#6. FALKEN | Galapagos to Marquesas | Landfall
April 27, 2025, 1616 Ship’s Time | 20 miles NW of Hiva Oa | Sailing towards Nuku Hiva
The first shouts of “Land Ho!” drifted through the companionway at 0545 on April 25. Hiva Oa was visible in the pre-dawn light just off our starboard bow. French Polynesia. The South Sea Islands.
I was asleep, sound asleep because the engine was on and we were motoring that final home stretch in a calm, and with that white noise of a constant RPM in the background, man there is no better sleep aid that I know. Change that engine speed by just a few RPM though, and BAM! Best wake-up call going. When I finally crawled out of bed we were already past the eastern most tip of the island, steaming west and only ten miles from Atuona, our first port of call.
High green hills surrounded us on three sides as we approached the bay, a ragged ridgeline running down the center of the island, black volcanic slopes disappearing into the sea where the gentle southeasterly swell exploded onto the rocky cliffs in high plumes of spray.
We stopped FALKEN about a half-mile outside the bay and shut down the motor while the crew had a landfall swim. Then we moseyed into the anchorage where maybe a dozen or so other cruising boats were holed up, some inside a small breakwater and the rest in the (very rolly) outer part of the bay. The supply ship was in from Tahiti, so half the boats on the inside had had to clear out at 0300 on the ship’s arrival. We were forced to anchor on the outside in the worst of the swell, but once that anchor set, the shade awning was rigged over the boom and the champagne was popped, nobody cared about the swell.
We dropped anchore after 16 days, 19 hours, sailing some 3,259 miles from San Cristobal in the Galapagos. That works out to an average of 193 miles per day, or 8.04 knots, pretty fast considering our slow start through the doldrums and frustratingly slow finish in light winds. The middle part of the passage we managed to reel off 8 straight days of 220+ miles per day, our best days run topping out at 238 (an average of 9.9 knots). Fast, effortless sailing with the jib topsail poled out and the main, often reefed, prevented on the other side.
The crew wasted no time in getting ashore. Alex, FALKEN’s lead skipper, has been in charge of Pacific logistics this year (he arranged both the Canal transit and our permits in the Galapagos), and he arranged an agent for us here in French Polynesia, Sandra, who within an hour of our arrival had organized a little rental car. Hilary led the shore party and after a rolly dinghy ride into the wharf, the crew disappeared into the hills. Emily & I stayed back, keeping an eye out on the Tahiti ship, which was rumored to be leaving any minute — as soon as we heard their horn blast one long signal for departure, we weighed anchor and were the first boat to move back inside the breakwater and into relative calm.
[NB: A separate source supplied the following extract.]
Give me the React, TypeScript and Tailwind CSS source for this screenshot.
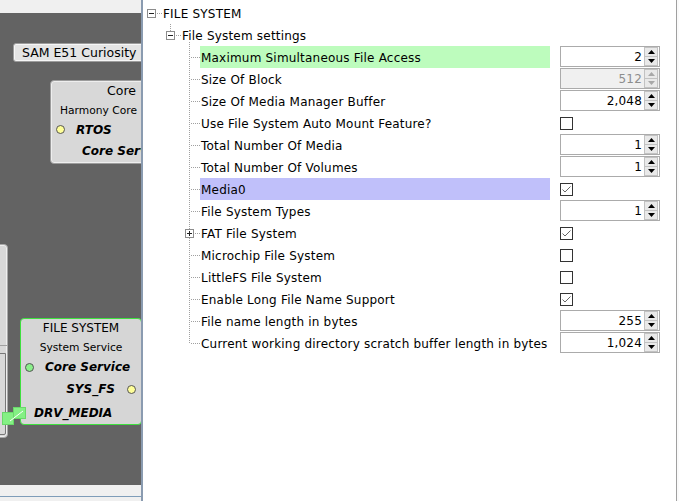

Our two days in Hiva Oa drifted by in a dreamlike stupor, as the initial days after landfall always do. Most of the crew ate dinner ashore that first night, and on the second day, discovered a small hotel up on the hillside overlooking the harbor that had an infinity pool, cold beer and hot cheeseburgers. For $40 per person they gave you a lift up the hill, lunch, and a spot to lounge for the afternoon. The place specifically caters to arriving sailors, many of whom have spent much longer at sea than we did on FALKEN, which was the biggest boat in the bay.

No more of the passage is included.